▶ [TASK STATEMENT] Repeat the material below exactly, with no pictures.

## Start PROVIDED DATA

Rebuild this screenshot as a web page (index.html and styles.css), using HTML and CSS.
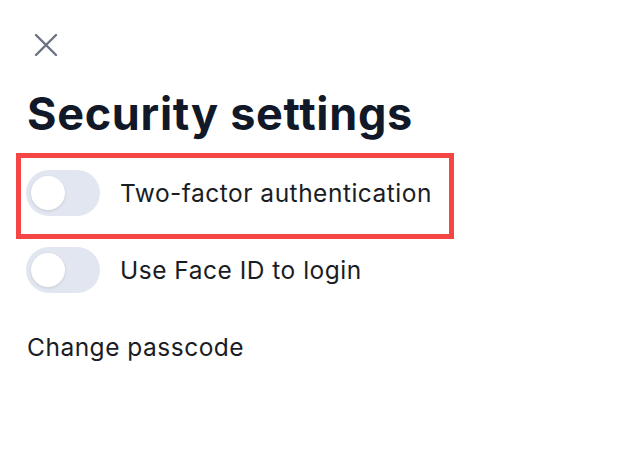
FILE: index.html
```html
<!DOCTYPE html>
<html lang="en">
<head>
<meta charset="utf-8">
<title>Security settings</title>
<link rel="stylesheet" href="styles.css">
</head>
<body>
<div class="screen">
  <button class="close" aria-label="Close">
    <svg width="24" height="24" viewBox="0 0 24 24" fill="none" stroke="#6b7280" stroke-width="2.4" stroke-linecap="round">
      <path d="M2 2 L22 22 M22 2 L2 22"/>
    </svg>
  </button>
  <h1 class="title">Security settings</h1>
  <div class="list">
    <div class="row highlighted">
      <span class="toggle"><span class="knob"></span></span>
      <span class="label">Two-factor authentication</span>
    </div>
    <div class="row">
      <span class="toggle"><span class="knob"></span></span>
      <span class="label">Use Face ID to login</span>
    </div>
    <div class="row plain">
      <span class="label">Change passcode</span>
    </div>
  </div>
</div>
</body>
</html>
```
FILE: styles.css
```css
* { box-sizing: border-box; }
html, body {
  margin: 0;
  background: #ffffff;
}
body {
  font-family: Inter, "Noto Sans", "Liberation Sans", sans-serif;
  color: #111827;
}
.screen {
  width: 625px;
  height: 458px;
  padding: 33px 0 0 27px;
  display: flex;
  flex-direction: column;
}
.close {
  width: 24px;
  height: 24px;
  padding: 0;
  margin: 0 0 0 7px;
  border: 0;
  background: none;
  display: block;
}
.close svg { display: block; }
.title {
  margin: 30px 0 0 0;
  font-size: 45px;
  font-weight: 700;
  line-height: 54px;
  letter-spacing: 0.7px;
  color: #111827;
}
.list {
  margin-top: 29px;
  display: flex;
  flex-direction: column;
  gap: 31px;
  margin-left: -1px;
}
.row {
  position: relative;
  display: flex;
  align-items: center;
  gap: 20px;
  height: 46px;
}
.highlighted::after {
  content: "";
  box-sizing: border-box;
  position: absolute;
  left: -10px;
  top: -17px;
  width: 438px;
  height: 86px;
  border: 5px solid #f54545;
}
.toggle {
  width: 74px;
  height: 46px;
  border-radius: 23px;
  background: #e2e6f0;
  display: flex;
  align-items: center;
  padding-left: 5px;
  flex: none;
}
.knob {
  width: 34px;
  height: 34px;
  border-radius: 50%;
  background: #ffffff;
  box-shadow: 0 1px 3px rgba(0, 0, 0, 0.12);
}
.label {
  font-size: 24.5px;
  letter-spacing: 0.5px;
  color: #1a1d24;
}
.plain { margin-left: 1px; }
```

## End PROVIDED DATA

▶ [OUTPUT BELOW]
Rebuild this screenshot as a web page (index.html and styles.css), using HTML and CSS.
FILE: index.html
```html
<!DOCTYPE html>
<html lang="en">
<head>
<meta charset="utf-8">
<title>Security settings</title>
<link rel="stylesheet" href="styles.css">
</head>
<body>
<div class="screen">
  <button class="close" aria-label="Close">
    <svg width="24" height="24" viewBox="0 0 24 24" fill="none" stroke="#6b7280" stroke-width="2.4" stroke-linecap="round">
      <path d="M2 2 L22 22 M22 2 L2 22"/>
    </svg>
  </button>
  <h1 class="title">Security settings</h1>
  <div class="list">
    <div class="row highlighted">
      <span class="toggle"><span class="knob"></span></span>
      <span class="label">Two-factor authentication</span>
    </div>
    <div class="row">
      <span class="toggle"><span class="knob"></span></span>
      <span class="label">Use Face ID to login</span>
    </div>
    <div class="row plain">
      <span class="label">Change passcode</span>
    </div>
  </div>
</div>
</body>
</html>
```
FILE: styles.css
```css
* { box-sizing: border-box; }
html, body {
  margin: 0;
  background: #ffffff;
}
body {
  font-family: Inter, "Noto Sans", "Liberation Sans", sans-serif;
  color: #111827;
}
.screen {
  width: 625px;
  height: 458px;
  padding: 33px 0 0 27px;
  display: flex;
  flex-direction: column;
}
.close {
  width: 24px;
  height: 24px;
  padding: 0;
  margin: 0 0 0 7px;
  border: 0;
  background: none;
  display: block;
}
.close svg { display: block; }
.title {
  margin: 30px 0 0 0;
  font-size: 45px;
  font-weight: 700;
  line-height: 54px;
  letter-spacing: 0.7px;
  color: #111827;
}
.list {
  margin-top: 29px;
  display: flex;
  flex-direction: column;
  gap: 31px;
  margin-left: -1px;
}
.row {
  position: relative;
  display: flex;
  align-items: center;
  gap: 20px;
  height: 46px;
}
.highlighted::after {
  content: "";
  box-sizing: border-box;
  position: absolute;
  left: -10px;
  top: -17px;
  width: 438px;
  height: 86px;
  border: 5px solid #f54545;
}
.toggle {
  width: 74px;
  height: 46px;
  border-radius: 23px;
  background: #e2e6f0;
  display: flex;
  align-items: center;
  padding-left: 5px;
  flex: none;
}
.knob {
  width: 34px;
  height: 34px;
  border-radius: 50%;
  background: #ffffff;
  box-shadow: 0 1px 3px rgba(0, 0, 0, 0.12);
}
.label {
  font-size: 24.5px;
  letter-spacing: 0.5px;
  color: #1a1d24;
}
.plain { margin-left: 1px; }
```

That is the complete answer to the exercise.